Cambodge : le journaliste Kouv Piseth risque cinq ans de prison pour un commentaire sur la pandémie de Covid-19

Une semaine après son interpellation, Reporters sans frontières (RSF) demande aux autorités cambodgiennes de libérer sur-le-champ ce journaliste, dont le seul crime a été d’exprimer des propos critiques sur la gestion de la crise sanitaire par le gouvernement. Son arrestation est le symbole de l'instrumentalisation de la crise du Covid pour faire taire les voix discordantes.

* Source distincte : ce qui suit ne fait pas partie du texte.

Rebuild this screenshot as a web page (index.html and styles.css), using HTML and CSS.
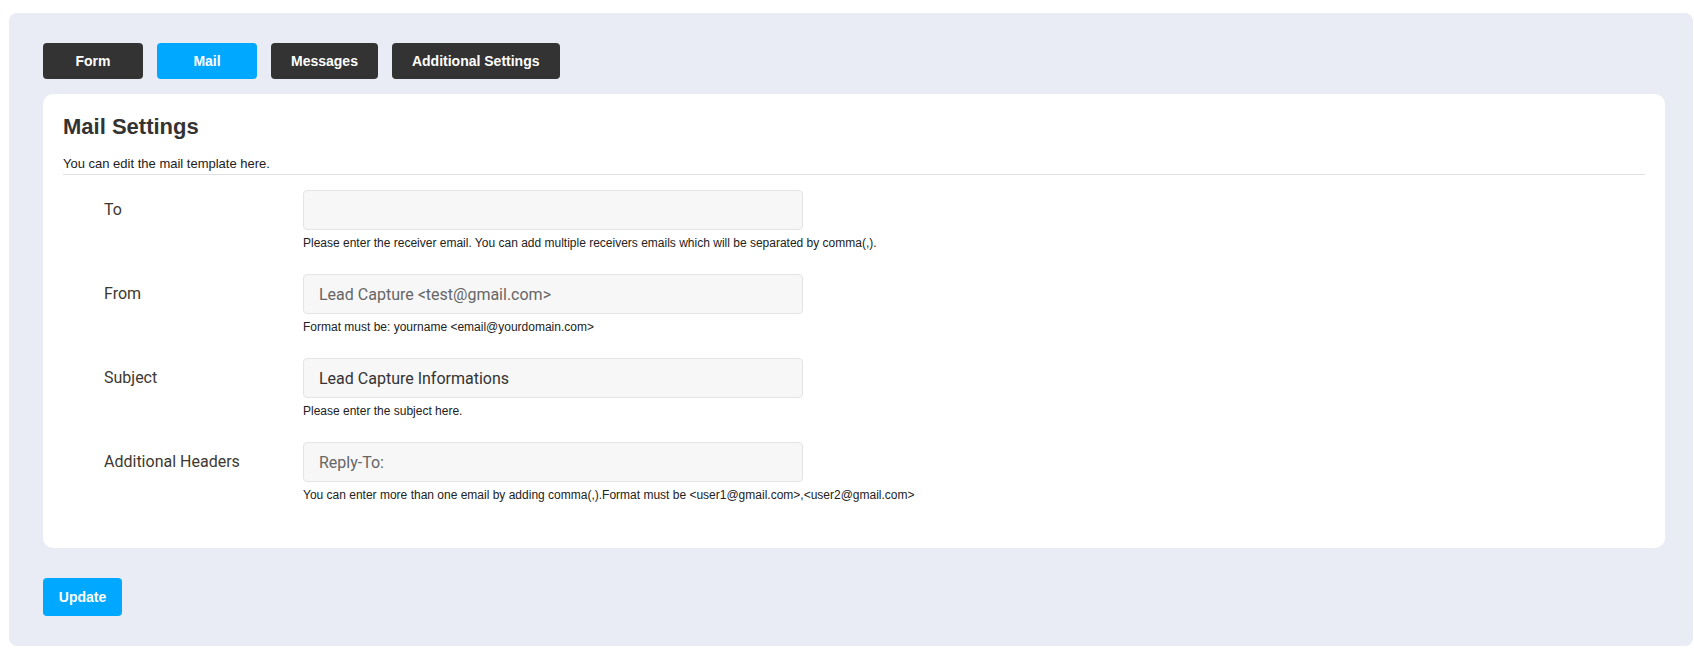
FILE: index.html
```html
<html>
  <head>
    <meta name="viewport" content="width=device-width, initial-scale=1">
    <meta charset="UTF-8">
    <link rel="stylesheet" href="styles.css">
  </head>
  <body>
    <div class="panel">
      <nav class="tabs">
        <a class="tab">Form</a>
        <a class="tab active">Mail</a>
        <a class="tab">Messages</a>
        <a class="tab">Additional Settings</a>
      </nav>

      <section class="card">
        <div class="card-head">
          <h2>Mail Settings</h2>
          <p>You can edit the mail template here.</p>
        </div>

        <form class="mail-form">
          <div class="field">
            <label for="mail_to">To</label>
            <div class="control">
              <input type="text" id="mail_to" name="mail_to"/>
              <span class="hint">Please enter the receiver email. You can add multiple receivers emails which will be separated by comma(,).</span>
            </div>
          </div>
          <div class="field">
            <label for="mail_from">From</label>
            <div class="control">
              <input type="text" id="mail_from" name="mail_from" placeholder="Lead Capture <test@gmail.com>"/>
              <span class="hint">Format must be: yourname &lt;email@yourdomain.com&gt;</span>
            </div>
          </div>
          <div class="field">
            <label for="mail_subject">Subject</label>
            <div class="control">
              <input type="text" id="mail_subject" name="mail_subject" value="Lead Capture Informations"/>
              <span class="hint">Please enter the subject here.</span>
            </div>
          </div>
          <div class="field">
            <label for="mail_headers">Additional Headers</label>
            <div class="control">
              <input type="text" id="mail_headers" name="mail_headers" placeholder="Reply-To:"/>
              <span class="hint">You can enter more than one email by adding comma(,).Format must be &lt;user1@gmail.com&gt;,&lt;user2@gmail.com&gt;</span>
            </div>
          </div>
        </form>
      </section>

      <button type="button" class="update">Update</button>
    </div>
  </body>
</html>
```

FILE: styles.css
```css
:root {
  --panel: #e9ecf4;
  --dark: #333333;
  --blue: #00a8ff;
  --text: #333333;
  --fieldBg: #f7f7f7;
  --fieldBorder: #e4e4e4;
}
body {
  margin: 0;
  background: #ffffff;
  font-family: "Liberation Sans", Arial, sans-serif;
  color: var(--text);
}
.panel {
  margin: 13px 1px 5px 9px;
  padding: 30px 28px 30px 34px;
  background: var(--panel);
  border-radius: 8px;
}
.tabs {
  display: flex;
  gap: 14px;
  margin-bottom: 15px;
}
.tab {
  display: flex;
  align-items: center;
  justify-content: center;
  box-sizing: border-box;
  height: 36px;
  min-width: 100px;
  padding: 0 20px;
  border-radius: 4px;
  background: var(--dark);
  color: #ffffff;
  font-size: 14px;
  font-weight: bold;
  cursor: pointer;
}
.tab.active {
  background: var(--blue);
}
.card {
  background: #ffffff;
  border-radius: 10px;
  padding: 20px 20px 22px 20px;
}
.card-head h2 {
  margin: 0;
  font-size: 22px;
  line-height: 25px;
  color: var(--text);
}
.card-head p {
  margin: 17px 0 0 0;
  padding-bottom: 3px;
  font-size: 13px;
  line-height: 15px;
  color: #222222;
  border-bottom: 1px solid #e0e0e3;
}
.mail-form {
  padding-top: 15px;
}
.field {
  display: grid;
  grid-template-columns: 240px 500px;
  margin-bottom: 24px;
}
.field label {
  padding-left: 41px;
  line-height: 40px;
  font-family: Roboto, "Noto Sans", sans-serif;
  font-size: 16px;
  color: #3d3830;
}
.control input {
  display: block;
  box-sizing: border-box;
  width: 100%;
  height: 40px;
  padding: 0 15px;
  border: 1px solid var(--fieldBorder);
  border-radius: 4px;
  background: var(--fieldBg);
  font-family: Roboto, "Noto Sans", sans-serif;
  font-size: 16px;
  color: #333333;
  outline: none;
}
.control input::placeholder {
  color: #666666;
}
.hint {
  display: block;
  margin-top: 6px;
  font-size: 12px;
  line-height: 14px;
  color: #222222;
  white-space: nowrap;
}
.update {
  display: block;
  margin-top: 30px;
  width: 79px;
  height: 38px;
  border: none;
  border-radius: 4px;
  background: var(--blue);
  color: #ffffff;
  font-family: "Liberation Sans", Arial, sans-serif;
  font-size: 14px;
  font-weight: bold;
  cursor: pointer;
}
```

Il risque une peine cumulée de cinq ans de prison. Le journaliste Kouv Piseth - également connu sous le nom de Kao Piseth - a été interpellé, mercredi 14 juillet, par la police de Battambang, dans le nord-ouest du Cambodge. Correspondant du site d’information Siem Reap Tannhektar, il a été placé en détention provisoire le lendemain, pour “incitation au crime”, selon les termes de l’article 495 du code pénal, qui prévoit jusqu’à deux ans de réclusion criminelle.


Le journaliste est aussi poursuivi au motif de l’article 11 de la récente loi Covid-19”, adoptée en mars dernier, laquelle punit de six mois à trois ans de prison supplémentaires toute “entrave à la mise en œuvre des mesures sanitaires”. 


En fait d’incitation au crime, Kouv Piseth a simplement émis sur son compte Facebook, le 27 juin, des réserves quant à l'utilisation, au Cambodge, des vaccins issus des laboratoires chinois Sinopharm et Sinovac. Alors que l’instruction est en cours, le journaliste n’a pas eu accès à un avocat. 


Le placement en détention de Kouv Piseth, parfaitement abusif, illustre, s’il le fallait encore, l'implacable niveau de répression auxquels sont confrontés les journalistes qui osent porter des propos critiques sur le gouvernement cambodgien, déclare le responsable du bureau Asie-Pacifique de RSF, Daniel Bastard. Le journaliste est la dernière victime du système de censure que le clan du Premier ministre Hun Sen a mis en place sous prétexte de lutter contre les fausses informations liées au Covid. RSF demande sa libération immédiate et inconditionnelle.” 


Arsenal législatif


Avant l’adoption, en mars dernier, d’une “loi de mesures préventives contre la diffusion du Covid-19 et d’autres maladies contagieuses”, RSF avait déjà mis en garde la société civile cambodgienne après que le gouvernement Hun Sen eût renforcé son arsenal législatif contre la presse indépendante, en adoptant une loi d’urgence institutionnalisant la censure dans tous les médias - sous prétexte de lutter contre l’épidémie de Covid-19.


Selon les données recueillies par RSF, au moins deux journalistes ont été jetés en prison pour avoir tenté d'informer leurs concitoyens sur la pandémie. Le directeur du site d’information TVFB, Sovann Rithy, a été arrêté en avril 2020, puis condamné à dix-huit mois de prison. Il s’était contenté de relayer, dans un post Facebook, une phrase prononcée par le Premier ministre Hun Sen lui-même, sur les effets du confinement.


La même peine a visé, en novembre dernier, le directeur de la publication du journal Cheat Khmer (“La nation khmère”), Ros Sokhet, poursuivi pour incitation au chaos. En cause, notamment, un article dans lequel le journaliste s'interrogeait, lui aussi, sur les effets du confinement sur la population khmère.


Toujours selon les archives de RSF, un troisième journaliste, Shen Kaidong, de nationalité chinoise, a pour sa part été expulsé du Cambodge en février dernier. Rédacteur en chef de Angkor Today, il avait publié une enquête sur des ventes privées de vaccins d’origine chinoise sur le sol cambodgien. 


Le Cambodge se situe à la 144e place sur 180 pays dans le Classement mondial de la liberté de la presse établi par RSF en 2021.